Day 1 - As usual, Alexis and I awoke early to start our day.  After dressing ourselves in our matching skirts from Barcelona, we headed to the rooftop terrace to enjoy a traditional Moroccan breakfast and mint tea.
We then headed back out into the street, which seemed much less daunting now that the sun was out.  We walked down our narrow passageway of a street and eventually emerged in the Djema el-Fna, the main square in Marrakech.  It was early now so vendors were only just beginning to set up, but we knew that, at night, this place was a bevy of sights, scents, and sounds.
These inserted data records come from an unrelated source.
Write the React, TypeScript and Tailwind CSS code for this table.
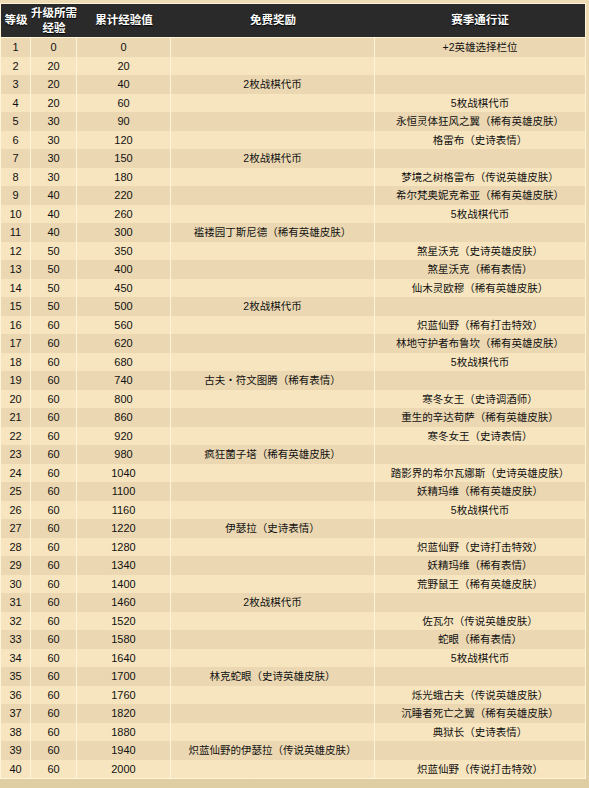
const rows: [number, number, number, string, string][] = [
  [1, 0, 0, "", "+2英雄选择栏位"],
  [2, 20, 20, "", ""],
  [3, 20, 40, "2枚战棋代币", ""],
  [4, 20, 60, "", "5枚战棋代币"],
  [5, 30, 90, "", "永恒灵体狂风之翼（稀有英雄皮肤）"],
  [6, 30, 120, "", "格雷布（史诗表情）"],
  [7, 30, 150, "2枚战棋代币", ""],
  [8, 30, 180, "", "梦境之树格雷布（传说英雄皮肤）"],
  [9, 40, 220, "", "希尔梵奥妮克希亚（稀有英雄皮肤）"],
  [10, 40, 260, "", "5枚战棋代币"],
  [11, 40, 300, "褴褛园丁斯尼德（稀有英雄皮肤）", ""],
  [12, 50, 350, "", "煞星沃克（史诗英雄皮肤）"],
  [13, 50, 400, "", "煞星沃克（稀有表情）"],
  [14, 50, 450, "", "仙木灵欧穆（稀有英雄皮肤）"],
  [15, 50, 500, "2枚战棋代币", ""],
  [16, 60, 560, "", "炽蓝仙野（稀有打击特效）"],
  [17, 60, 620, "", "林地守护者布鲁坎（稀有英雄皮肤）"],
  [18, 60, 680, "", "5枚战棋代币"],
  [19, 60, 740, "古夫・符文图腾（稀有表情）", ""],
  [20, 60, 800, "", "寒冬女王（史诗调酒师）"],
  [21, 60, 860, "", "重生的辛达苟萨（稀有英雄皮肤）"],
  [22, 60, 920, "", "寒冬女王（史诗表情）"],
  [23, 60, 980, "疯狂菌子塔（稀有英雄皮肤）", ""],
  [24, 60, 1040, "", "踏影界的希尔瓦娜斯（史诗英雄皮肤）"],
  [25, 60, 1100, "", "妖精玛维（稀有英雄皮肤）"],
  [26, 60, 1160, "", "5枚战棋代币"],
  [27, 60, 1220, "伊瑟拉（史诗表情）", ""],
  [28, 60, 1280, "", "炽蓝仙野（史诗打击特效）"],
  [29, 60, 1340, "", "妖精玛维（稀有表情）"],
  [30, 60, 1400, "", "荒野鼠王（稀有英雄皮肤）"],
  [31, 60, 1460, "2枚战棋代币", ""],
  [32, 60, 1520, "", "佐瓦尔（传说英雄皮肤）"],
  [33, 60, 1580, "", "蛇眼（稀有表情）"],
  [34, 60, 1640, "", "5枚战棋代币"],
  [35, 60, 1700, "林克蛇眼（史诗英雄皮肤）", ""],
  [36, 60, 1760, "", "烁光蛾古夫（传说英雄皮肤）"],
  [37, 60, 1820, "", "沉睡者死亡之翼（稀有英雄皮肤）"],
  [38, 60, 1880, "", "典狱长（史诗表情）"],
  [39, 60, 1940, "炽蓝仙野的伊瑟拉（传说英雄皮肤）", ""],
  [40, 60, 2000, "", "炽蓝仙野（传说打击特效）"],
];

const font = { fontFamily: '"Liberation Sans", "Noto Sans CJK SC", sans-serif' };

export default function App() {
  return (
    <div
      className="w-[589px] h-[788px] bg-gradient-to-b from-[#ecdbb4] via-[#e9d8b0] to-[#dfcda3] pt-[3px] overflow-hidden"
      style={font}
    >
      <div className="w-[586px] border border-[#fff4d6] border-b-0">
        {/* header */}
        <div className="flex h-[33px] bg-[#2a2a2a] text-white font-bold text-[11.5px] leading-[15px] [text-shadow:0_1px_1px_#000]">
          <div className="w-[30px] flex items-center justify-center">等级</div>
          <div className="w-[46px] flex items-center justify-center text-center">
            升级所需
            <br />
            经验
          </div>
          <div className="w-[94px] flex items-center justify-center">累计经验值</div>
          <div className="w-[204px] flex items-center justify-center">免费奖励</div>
          <div className="flex-1 flex items-center justify-center">赛季通行证</div>
        </div>

        <div className="h-px bg-[#fff4d6]" />

        {/* body */}
        {rows.map(([lv, need, total, free, pass]) => (
          <div
            key={lv}
            className={`flex h-[18.5px] text-[#111] text-[11px] leading-[18.5px] text-center ${
              lv % 2 === 1 ? "bg-[#ebd8b2]" : "bg-[#f7e5bf]"
            }`}
          >
            <div className="w-[30px] border-r border-[#fff4d6]">{lv}</div>
            <div className="w-[46px] border-r border-[#fff4d6]">{need}</div>
            <div className="w-[94px] border-r border-[#fff4d6]">{total}</div>
            <div className="w-[204px] border-r border-[#fff4d6] whitespace-nowrap text-[10.5px]">{free}</div>
            <div className="flex-1 whitespace-nowrap text-[10.5px]">{pass}</div>
          </div>
        ))}
        <div className="h-px bg-[#fff4d6]" />
      </div>
    </div>
  );
}
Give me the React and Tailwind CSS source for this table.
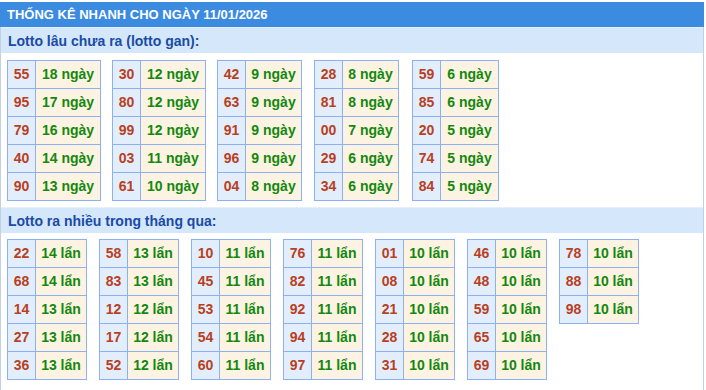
const ganData = [
  { w: "w-[94px]", rows: [["55", "18"], ["95", "17"], ["79", "16"], ["40", "14"], ["90", "13"]] },
  { w: "w-[94px] ml-[11px]", rows: [["30", "12"], ["80", "12"], ["99", "12"], ["03", "11"], ["61", "10"]] },
  { w: "w-[85px] ml-[11px]", rows: [["42", "9"], ["63", "9"], ["91", "9"], ["96", "9"], ["04", "8"]] },
  { w: "w-[85px] ml-[12px]", rows: [["28", "8"], ["81", "8"], ["00", "7"], ["29", "6"], ["34", "6"]] },
  { w: "w-[87px] ml-[13px]", rows: [["59", "6"], ["85", "6"], ["20", "5"], ["74", "5"], ["84", "5"]] },
];

const nhieuData = [
  [["22", "14"], ["68", "14"], ["14", "13"], ["27", "13"], ["36", "13"]],
  [["58", "13"], ["83", "13"], ["12", "12"], ["17", "12"], ["52", "12"]],
  [["10", "11"], ["45", "11"], ["53", "11"], ["54", "11"], ["60", "11"]],
  [["76", "11"], ["82", "11"], ["92", "11"], ["94", "11"], ["97", "11"]],
  [["01", "10"], ["08", "10"], ["21", "10"], ["28", "10"], ["31", "10"]],
  [["46", "10"], ["48", "10"], ["59", "10"], ["65", "10"], ["69", "10"]],
  [["78", "10"], ["88", "10"], ["98", "10"]],
];

const LottoTable = ({ rows, unit, className }) => (
  <table className={`table-fixed border-collapse self-start ${className}`}>
    <tbody>
      {rows.map(([num, count]) => (
        <tr key={num} className="h-[28px]">
          <td className="w-[28px] border border-[#8db0f2] bg-[#e3eefc] text-center text-[#b8401e]">
            {num}
          </td>
          <td className="border border-[#8db0f2] bg-[#fdf3e2] text-center text-[#13880f]">
            {count} {unit}
          </td>
        </tr>
      ))}
    </tbody>
  </table>
);

const SectionBar = ({ title }) => (
  <div className="h-[26px] bg-[#d4e7fb] px-[7px] leading-[26px] text-[#1a4ba6] border-t border-[#e6effa]">
    {title}
  </div>
);

export default function App() {
  return (
    <div
      className="w-[704px] h-[390px] pt-[2px] bg-white text-[14px] font-bold"
      style={{ fontFamily: '"Liberation Sans", Arial, sans-serif' }}
    >
      <div className="h-[25px] bg-[#3b8be0] px-[7px] text-[13px] leading-[25px] text-white">
        THỐNG KÊ NHANH CHO NGÀY 11/01/2026
      </div>
      <div className="w-[704px] border-x border-[#c5cfe2] h-[363px]">
        <SectionBar title="Lotto lâu chưa ra (lotto gan):" />
        <div className="flex px-[6px] pt-[7px] pb-[6px]">
          {ganData.map((t, i) => (
            <LottoTable key={i} rows={t.rows} unit="ngày" className={t.w} />
          ))}
        </div>
        <SectionBar title="Lotto ra nhiều trong tháng qua:" />
        <div className="flex gap-x-[12px] px-[6px] pt-[6px]">
          {nhieuData.map((rows, i) => (
            <LottoTable key={i} rows={rows} unit="lẩn" className="w-[80px]" />
          ))}
        </div>
      </div>
    </div>
  );
}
After taking in the square, we walked toward the minaret of the Koutoubia mosque.  It was from this tower that the people of Marrakech were called to prayer five times a day.
We then headed to the Tombs of the Saadian Kings, the gravesite of Moroccan kings that dated to the sixteenth century.

After visiting some tourist sites, we wandered back to the main square to explore the legendary souks, the markets that sold a wealth of Moroccan treasures and trinkets.  I wanted to buy everything - from Aladdin-like lamps to purses that any Free People girl would be jealous of - but I managed to pull myself away with only a pair of parachute pants.  We then spent the remainder of the afternoon interacting with the locals.  Alexis and I managed to escape with henna tattoos for a bargain price, and we also were welcomed into a souk to enjoy some fresh - if overly sweetened - mint tea.

When we finally returned out into the square, the sun was setting, and the vendors were clearly almost ready for their nightly extravaganza to begin.  To sample what they had to offer, we sat down under one of the tents where we were treated like queens by the young men who operated the stand.

By the end of our first day, I had already fallen in love with the magic of Marrakech.  We were already beginning to feel like locals.